On 18/09/2015 07:17, Sebastian Abt wrote:
> 
>> Am 08.09.2015 um 05:39 schrieb Sheng Jiang <jiangsheng@huawei.com>om>:
>>
>>>> b) is it possible for autonomic reaction from the network operational
>>>> perspective after detect such DDoS attack? Give the machine learning may
>>>> not be accurate, my guess is human intervention is needed.
>>>
>>> In the current practice, machine learning procedure is normally offline.
>>> 1) machine learning may not very that accurate. 2) big data processing
>>> needs time and computing resources.  Human involvement is required.
>>
>> What may influence the accuracy of the mechanism learning result? In another word, how to improve the accuracy in machine learning mechanism? This question may not be DDoS protection specific.
> 
> I think there are many different factors that affect accuracy of a ML system.  Most crucial in my opinion are the following two:
> 
> 1. You need to find an appropriate description of the class(es) you try to learn.  In ML, this processing of finding/generating an appropriate description is commonly called feature extraction.  For network security this means that you need to find a way to transform your given representation of traffic (e.g., packets, flow records, SNMP counters, …) such that only the bits relevant to describe normality/to distinguish between two classes A and B are reflected and everything else is dismissed, effectively reducing entropy. 

For a real-time system we need a transformation of the packet stream that can run
at line speed and produce a fairly small number of parameters per second, right? Would you
see that as meaning a statistical algorithm, e.g. one producing entropy measures?

> The resulting feature vectors should have high intra-class and low inter-class similarity - for whatever notion of similarity
you choose.
> 
> 2. Especially for one-class systems that only learn models of normality, it is important to be able to track a change of normality. Otherwise, these systems render themselves useless over time / generate too much false alarms.  As operator, you can only rely on the results if there are no (significant) baseline changes.  However, detecting this is probably not trivial and as far as I know this is not heavily researched by the network security community.  Some years ago, I read a paper that claimed that such baseline confidence checks are successfully employed in voice recognition systems and crucial for those system’s reliability.  Unfortunately, I don’t have this paper at hand.
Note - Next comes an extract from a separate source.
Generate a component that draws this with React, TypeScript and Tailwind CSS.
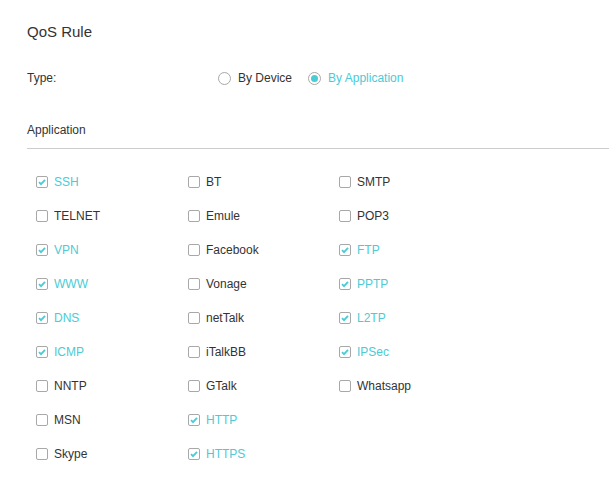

Strangely enough my first published paper a million years ago was on human
factors in real-time speech recognition. It turned out that emotional changes
such as user frustration caused large changes in gross parameters of the speech
signal, as large as the differences between speakers. So I think your point
is very important: how to distinguish between normal anomalies (like a surge
in valid traffic) from abnormal anomalies (like a surge in DOS packets).
Feature extraction that makes this possible sounds like a hard problem.

   Brian